Serving as the first single from "One Assassination Under God – Chapter 2" (out August 14, 2026, pre-order here), "Exit Wound" continues the darker, guitar-driven direction established on the previous chapter. Produced alongside longtime collaborator Tyler Bates, the track draws heavily from the sonic foundations that shaped Marilyn Manson's most influential work while presenting them through a more restrained and focused lens.


Creepy painted face in a black hood on beige background, with Marilyn Manson: One Assassination Under God chapter 2 text.
Album Art by Gretchen Lanham

Returning to Marilyn Manson's music in 2025 feels very different from encountering it in 2001. The cultural landscape has changed. The audience has changed. I have changed. Yet hearing songs from my youth performed live with such precision reminded me that some music survives not because it remains current, but because it remains personal.

"Exit Wound" understands that distinction.

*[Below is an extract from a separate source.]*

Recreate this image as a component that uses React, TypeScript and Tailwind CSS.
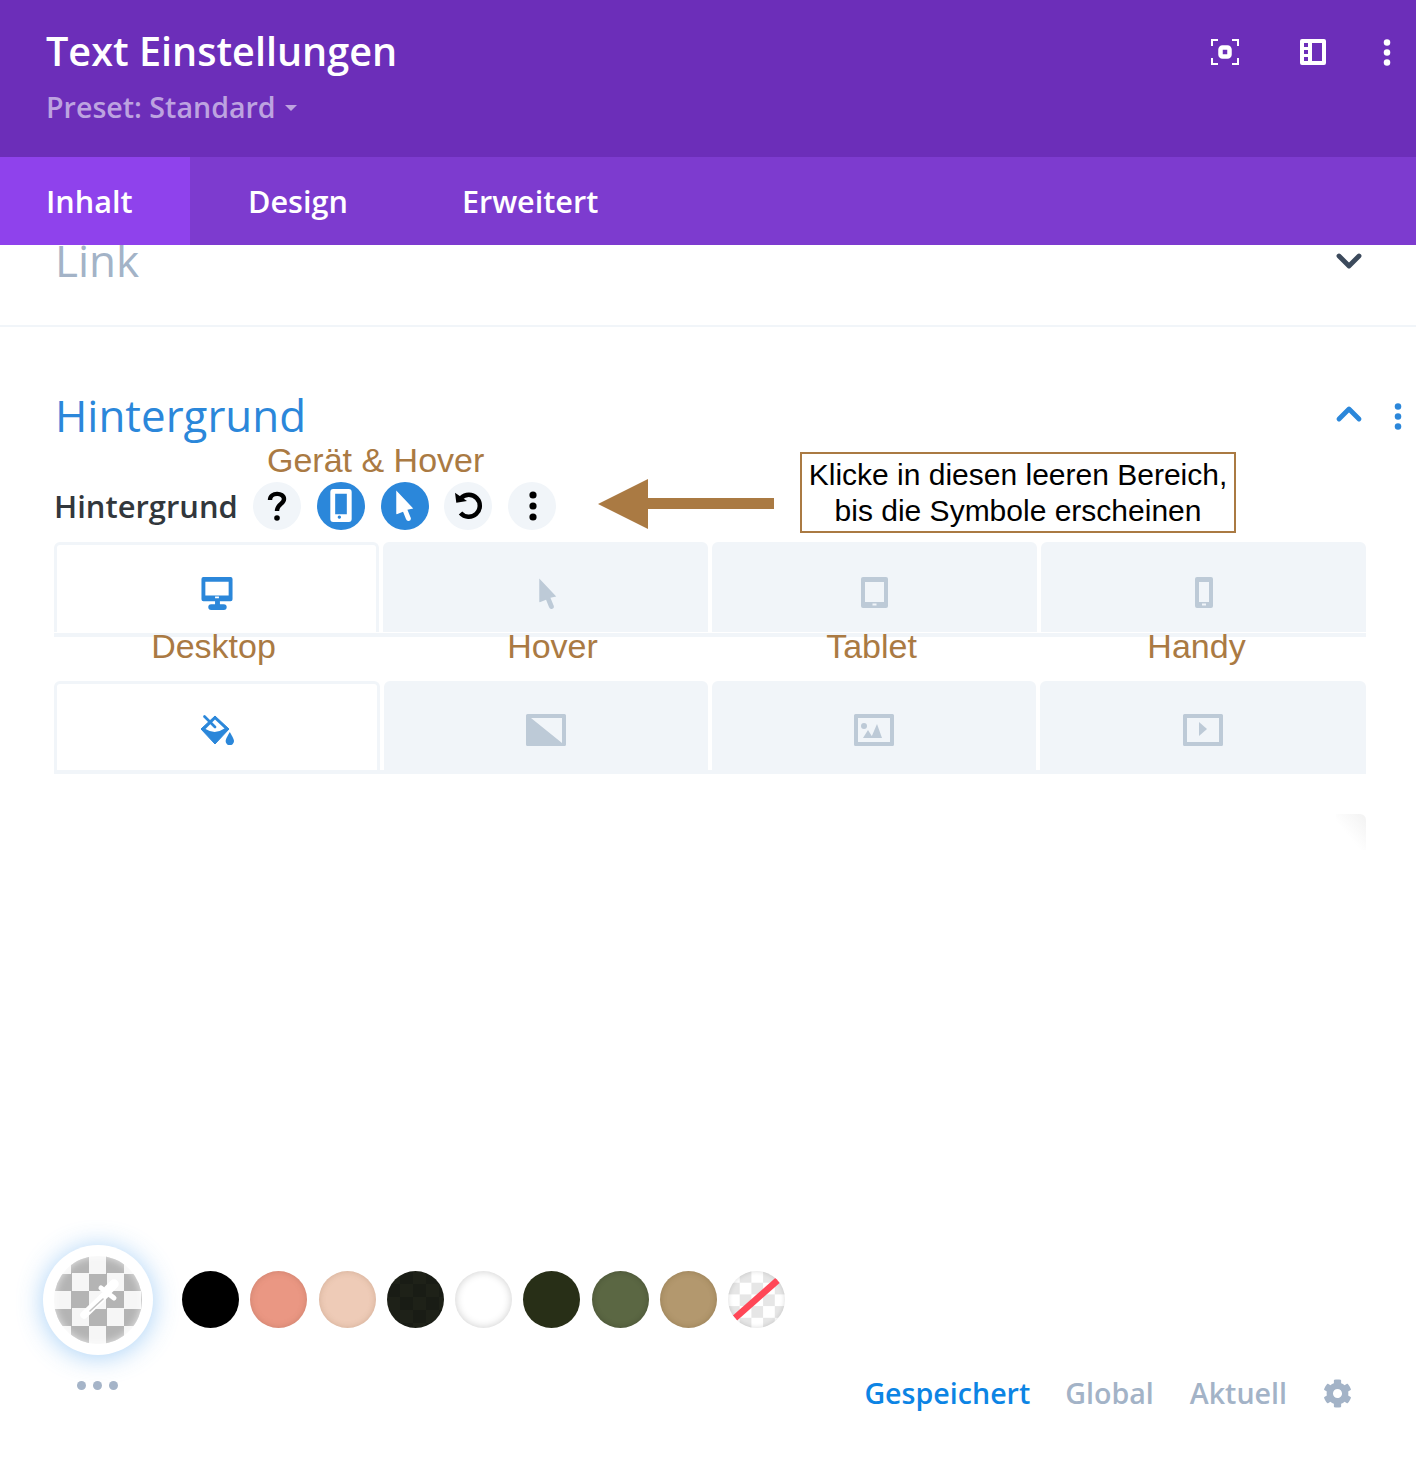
import { ChevronDown, ChevronUp } from 'lucide-react';
import { FaCog } from 'react-icons/fa';

const swatches = [
  { color: 'bg-[#000000]', shadow: '' },
  { color: 'bg-[#ea9783]', shadow: 'shadow-[inset_0_0_6px_rgba(150,90,70,0.35)]' },
  { color: 'bg-[#eecbb7]', shadow: 'shadow-[inset_0_0_6px_rgba(150,110,80,0.3)]' },
  { color: 'bg-[conic-gradient(#191c15_25%,#1e2118_0_50%,#191c15_0_75%,#1e2118_0)] bg-[length:26px_26px]', shadow: '' },
  { color: 'bg-[#ffffff]', shadow: 'shadow-[inset_0_0_8px_rgba(0,0,0,0.2)]' },
  { color: 'bg-[#282f17]', shadow: '' },
  { color: 'bg-[#5b6743]', shadow: 'shadow-[inset_0_0_6px_rgba(0,0,0,0.2)]' },
  { color: 'bg-[#b3986e]', shadow: 'shadow-[inset_0_0_6px_rgba(90,70,30,0.3)]' },
];

function Dots({ className }: { className: string }) {
  return (
    <svg viewBox="0 0 8 30" className={className} fill="currentColor">
      <circle cx="4" cy="4" r="3.6" />
      <circle cx="4" cy="15" r="3.6" />
      <circle cx="4" cy="26" r="3.6" />
    </svg>
  );
}

function CursorIcon({ className }: { className: string }) {
  return (
    <svg viewBox="0 0 20 34" className={className} fill="currentColor">
      <path d="M1 1.5 L18.5 20 L12.5 21.5 L16 30 Q16.5 32.5 14 33 Q12 33.5 11 31 L8 23.5 L1.5 26 Q1 26 1 25 Z" />
    </svg>
  );
}

function GreyFrame({ children }: { children: React.ReactNode }) {
  return (
    <svg viewBox="0 0 40 32" className="h-8 w-10 text-[#bdcad7]" fill="currentColor">
      <path fillRule="evenodd" d="M1.5 0h37A1.5 1.5 0 0 1 40 1.5v29a1.5 1.5 0 0 1-1.5 1.5h-37A1.5 1.5 0 0 1 0 30.5v-29A1.5 1.5 0 0 1 1.5 0ZM4 4v24h32V4Z" />
      {children}
    </svg>
  );
}

export default function App() {
  return (
    <div className="h-[1464px] w-full relative overflow-hidden bg-white font-['Open_Sans',sans-serif]">
      {/* Header */}
      <header className="h-[157px] bg-[#6c2eb9] pl-[46px] pr-[25px] flex justify-between">
        <div>
          <h1 className="mt-[25px] text-[39.6px] leading-[52px] font-semibold text-white">Text Einstellungen</h1>
          <div className="mt-[11px] flex items-center text-[28.6px] leading-[38px] font-semibold text-[#bda3e0]">
            Preset: Standard
            <span className="ml-[9px] mt-[1px] h-0 w-0 border-x-[6px] border-t-[6px] border-x-transparent border-t-[#bda3e0]" />
          </div>
        </div>
        <div className="mt-[38px] flex h-[28px] items-center text-white">
          <svg viewBox="0 0 28 28" className="h-[28px] w-[28px]" fill="none" stroke="currentColor" strokeWidth="2">
            <path d="M1 8V2h6M21 2h6v6M27 20v6h-6M7 26H1v-6" />
            <rect x="9.5" y="9.5" width="9" height="9" rx="2" strokeWidth="4.5" />
          </svg>
          <svg viewBox="0 0 28 28" className="ml-[60px] h-[28px] w-[28px]" fill="currentColor">
            <path fillRule="evenodd" d="M3 1h22a2 2 0 0 1 2 2v22a2 2 0 0 1-2 2H3a2 2 0 0 1-2-2V3a2 2 0 0 1 2-2Zm2 4v4h4V5Zm0 7v4h4v-4Zm0 7v4h4v-4Zm8-14v18h10V5Z" />
          </svg>
          <Dots className="ml-[56px] h-[27px] w-[8px]" />
        </div>
      </header>

      {/* Tabs */}
      <nav className="h-[88px] bg-[#7d3bcf] flex text-[30.6px] font-semibold text-white">
        <div className="w-[190px] bg-[#8f42ec] pl-[46px] leading-[88px]">Inhalt</div>
        <div className="ml-[58px] leading-[88px]">Design</div>
        <div className="ml-[114px] leading-[88px]">Erweitert</div>
      </nav>

      {/* Link section */}
      <section className="h-[82px] overflow-hidden border-b-2 border-[#f1f5f9] pl-[55px] pr-[50px] flex justify-between">
        <span className="-mt-[15px] text-[44px] leading-[60px] text-[#a3b3c7]">Link</span>
        <ChevronDown className="-mr-[3px] -mt-[4px] h-[40px] w-[40px] text-[#3c4a5c]" strokeWidth={2.9} />
      </section>

      {/* Background section */}
      <section className="pl-[54px] pr-[50px]">
        <div className="mt-[62px] flex h-[52px] items-center justify-between">
          <h2 className="ml-[1px] text-[43.9px] leading-[52px] text-[#2b87da]">Hintergrund</h2>
          <div className="flex items-center">
            <ChevronUp className="mb-[2px] h-[40px] w-[40px] text-[#2b87da]" strokeWidth={2.9} />
            <Dots className="-mr-[36px] ml-[25px] mt-[2px] h-[27px] w-[8px] text-[#2b87da]" />
          </div>
        </div>

        <div className="mt-[40px] flex h-[49px] items-center">
          <span className="mt-[2px] w-[199px] text-[30.9px] font-semibold text-[#32373c]">Hintergrund</span>
          <div className="flex gap-[16px]">
            <div className="flex h-[48px] w-[48px] items-center justify-center rounded-full bg-[#f1f5f9] text-black">
              <svg viewBox="0 0 20 30" className="h-[30px] w-[20px]" fill="none" stroke="currentColor" strokeWidth="4.4">
                <path d="M3 9C3 1 17 1 17 8c0 5-7 5-7 12" />
                <circle cx="10" cy="27" r="2.8" fill="currentColor" stroke="none" />
              </svg>
            </div>
            <div className="flex h-[48px] w-[48px] items-center justify-center rounded-full bg-[#2b87da] text-white">
              <svg viewBox="0 0 22 34" className="h-[33px] w-[22px]" fill="currentColor">
                <path fillRule="evenodd" d="M3 0h16a3 3 0 0 1 3 3v28a3 3 0 0 1-3 3H3a3 3 0 0 1-3-3V3a3 3 0 0 1 3-3Zm2 5v21h12V5Zm6 24a1.7 1.7 0 1 0 0 .01Z" />
              </svg>
            </div>
            <div className="flex h-[48px] w-[48px] items-center justify-center rounded-full bg-[#2b87da] text-white">
              <CursorIcon className="h-[33px] w-[20px]" />
            </div>
            <div className="-ml-[1px] flex h-[48px] w-[48px] items-center justify-center rounded-full bg-[#f1f5f9] pl-[1px] text-black">
              <svg viewBox="0 0 28 28" className="h-[28px] w-[28px]" fill="none" stroke="currentColor" strokeWidth="4.5">
                <path d="M6 6A11 11 0 1 1 5.5 21" />
                <path d="M0 .7l1.3 10L12 9Z" fill="currentColor" stroke="none" />
              </svg>
            </div>
            <div className="flex h-[48px] w-[48px] items-center justify-center rounded-full bg-[#f1f5f9] pl-[1px] text-black">
              <Dots className="h-[30px] w-[8px]" />
            </div>
          </div>
        </div>

        {/* Device tabs */}
        <div className="mt-[12px] grid grid-cols-4 gap-[4px] border-b-4 border-[#f1f5f9] pb-[1px]">
          <div className="flex h-[90px] justify-center rounded-t-md border-[3px] border-b-0 border-[#f1f5f9] bg-white pt-[32px] text-[#2b87da]">
            <svg viewBox="0 0 32 34" className="h-[33px] w-[32px]" fill="currentColor">
              <path fillRule="evenodd" d="M2 0h28a2 2 0 0 1 2 2v21a2 2 0 0 1-2 2H19v3h4q3 0 3 3t-3 3H10q-3 0-3-3t3-3h4v-3H2a2 2 0 0 1-2-2V2a2 2 0 0 1 2-2Zm2 5v14h24V5Zm10 17h4v-2h-4Z" />
            </svg>
          </div>
          <div className="flex h-[90px] justify-center rounded-t-md bg-[#f1f5f9] pl-[4px] pt-[35px] text-[#bdcad7]">
            <CursorIcon className="h-[33px] w-[20px]" />
          </div>
          <div className="flex h-[90px] justify-center rounded-t-md bg-[#f1f5f9] pt-[35px] text-[#bdcad7]">
            <svg viewBox="0 0 27 31" className="h-[31px] w-[27px]" fill="currentColor">
              <path fillRule="evenodd" d="M2 0h23a2 2 0 0 1 2 2v27a2 2 0 0 1-2 2H2a2 2 0 0 1-2-2V2a2 2 0 0 1 2-2Zm2 5v20h19V5Zm7.5 21.5v2h4v-2Z" />
            </svg>
          </div>
          <div className="flex h-[90px] justify-center rounded-t-md bg-[#f1f5f9] pt-[35px] text-[#bdcad7]">
            <svg viewBox="0 0 18 31" className="h-[31px] w-[18px]" fill="currentColor">
              <path fillRule="evenodd" d="M2 0h14a2 2 0 0 1 2 2v27a2 2 0 0 1-2 2H2a2 2 0 0 1-2-2V2a2 2 0 0 1 2-2Zm2 5v20h10V5Zm3 21.5v2h4v-2Z" />
            </svg>
          </div>
        </div>

        {/* Annotated labels */}
        <div className="-mt-[8px] grid h-[52px] grid-cols-4 gap-[4px] text-center font-['Liberation_Sans',sans-serif] text-[34px] leading-[34px] text-[#aa7a43]">
          <span className="relative -left-[3px]">Desktop</span>
          <span className="relative left-[7px]">Hover</span>
          <span className="relative -left-[3px]">Tablet</span>
          <span className="relative -left-[7px]">Handy</span>
        </div>

        {/* Background type tabs */}
        <div className="grid grid-cols-[326px_324px_324px_326px] gap-[4px] border-b-4 border-[#f1f5f9]">
          <div className="flex h-[89px] justify-center rounded-t-md border-[3px] border-b-0 border-[#f1f5f9] bg-white pt-[31px] text-[#2b87da]">
            <svg viewBox="0 0 33 30" className="h-[30px] w-[33px]" fill="currentColor">
              <path d="M14 1 28 14 14 29 0 14Z" stroke="currentColor" strokeWidth="1" strokeLinejoin="round" />
              <path d="M4.5 14 14 4.5 23.5 13.5Q14 20 4.5 14Z" fill="white" />
              <path d="M3.5 1.5 14 12" fill="none" stroke="currentColor" strokeWidth="2.6" strokeLinecap="round" />
              <path d="M28.8 17Q33 24 33 26a4.2 4.2 0 0 1-8.4 0Q24.6 24 28.8 17Z" />
            </svg>
          </div>
          <div className="flex h-[89px] justify-center rounded-t-md bg-[#f1f5f9] pt-[33px] pr-[1px]">
            <svg viewBox="0 0 40 32" className="h-8 w-10 text-[#bdcad7]" fill="currentColor">
              <path fillRule="evenodd" d="M1.5 0h37A1.5 1.5 0 0 1 40 1.5v29a1.5 1.5 0 0 1-1.5 1.5h-37A1.5 1.5 0 0 1 0 30.5v-29A1.5 1.5 0 0 1 1.5 0ZM5 4l31 25V4Z" />
            </svg>
          </div>
          <div className="flex h-[89px] justify-center rounded-t-md bg-[#f1f5f9] pt-[33px]">
            <GreyFrame>
              <circle cx="10" cy="12" r="3" />
              <path d="M9 24l5-8 5 8ZM17 24l6-14 5 14Z" />
            </GreyFrame>
          </div>
          <div className="flex h-[89px] justify-center rounded-t-md bg-[#f1f5f9] pt-[33px]">
            <GreyFrame>
              <path d="M16 9l8 7-8 7Z" transform="translate(0 -1)" />
            </GreyFrame>
          </div>
        </div>

        <div className="ml-auto mt-[40px] h-[36px] w-[30px] rounded-tr-md bg-[linear-gradient(to_bottom_left,#f2f2f2,#ffffff_60%)]" />
      </section>

      {/* Color palette */}
      <div className="absolute inset-x-0 top-[1245px]">
        <div className="flex items-center pl-[43px]">
          <div className="flex h-[110px] w-[110px] items-center justify-center rounded-full bg-white shadow-[0_2px_26px_rgba(60,150,235,0.45)]">
            <div className="relative flex h-[88px] w-[88px] items-center justify-center rounded-full bg-[conic-gradient(#b4b4b4_25%,#f6f6f6_0_50%,#b4b4b4_0_75%,#f6f6f6_0)] bg-[length:35px_35px] shadow-[inset_0_0_8px_rgba(255,255,255,0.7)]">
              <svg viewBox="0 0 60 60" className="h-[60px] w-[60px]" fill="none" stroke="white" strokeLinecap="round">
                <path d="M39 23 16 45" strokeWidth="7.5" />
                <path d="M35 29 22 41" stroke="#c4c4c4" strokeWidth="1.6" />
                <path d="M33 18l13 10" strokeWidth="5" />
                <path d="M40 20l6-6" strokeWidth="9.5" />
              </svg>
            </div>
          </div>
          <div className="mb-[1px] ml-[29px] flex gap-[11.25px]">
            {swatches.map((s) => (
              <div key={s.color} className={`h-[57px] w-[57px] rounded-full ${s.color} ${s.shadow}`} />
            ))}
            <div className="relative h-[57px] w-[57px] overflow-hidden rounded-full bg-[conic-gradient(#e6e6e6_25%,#ffffff_0_50%,#e6e6e6_0_75%,#ffffff_0)] bg-[length:23.4px_23.4px] shadow-[inset_0_0_5px_rgba(0,0,0,0.15)]">
              <svg viewBox="0 0 57 57" className="h-[57px] w-[57px]" stroke="#ff4757" strokeWidth="6.5">
                <path d="M7 47 50 9" />
              </svg>
            </div>
          </div>
        </div>

        <div className="flex items-start justify-between pl-[77px] pr-[64px]">
          <div className="mt-[26px] flex gap-[7px]">
            <span className="h-[9px] w-[9px] rounded-full bg-[#a5b4c8]" />
            <span className="h-[9px] w-[9px] rounded-full bg-[#a5b4c8]" />
            <span className="h-[9px] w-[9px] rounded-full bg-[#a5b4c8]" />
          </div>
          <div className="mt-[19px] flex items-center text-[28.6px] leading-[38px] font-semibold text-[#a3b3c7]">
            <span className="text-[#0c84e4]">Gespeichert</span>
            <span className="ml-[35px]">Global</span>
            <span className="ml-[36px]">Aktuell</span>
            <FaCog className="ml-[36px] h-[29px] w-[29px] text-[#a3b3c7]" />
          </div>
        </div>
      </div>

      {/* Annotations */}
      <span className="absolute left-[267px] top-[440px] font-['Liberation_Sans',sans-serif] text-[34px] leading-[40px] text-[#aa7a43]">Gerät &amp; Hover</span>
      <svg viewBox="0 0 176 50" className="absolute left-[598px] top-[479px] h-[50px] w-[176px]" fill="#aa7a43">
        <path d="M0 25L50 0V19H176V30H50V50Z" />
      </svg>
      <div className="absolute left-[800px] top-[452px] h-[81px] w-[436px] border-2 border-[#aa7a43] bg-white pt-[3px] text-center font-['Liberation_Sans',sans-serif] text-[30px] leading-[36px] text-black">
        Klicke in diesen leeren Bereich,
        <br />
        bis die Symbole erscheinen
      </div>
    </div>
  );
}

It is not a reinvention and it does not need to be. Instead, it revisits familiar territory with confidence and purpose, creating a bridge between past and present without becoming trapped by either.

Some artists become symbols of a particular era. Others remain part of people's lives long after that era has ended.

Listening to "Exit Wound", I was reminded that the most enduring music is rarely the music that changes us once. It is the music that stays with us.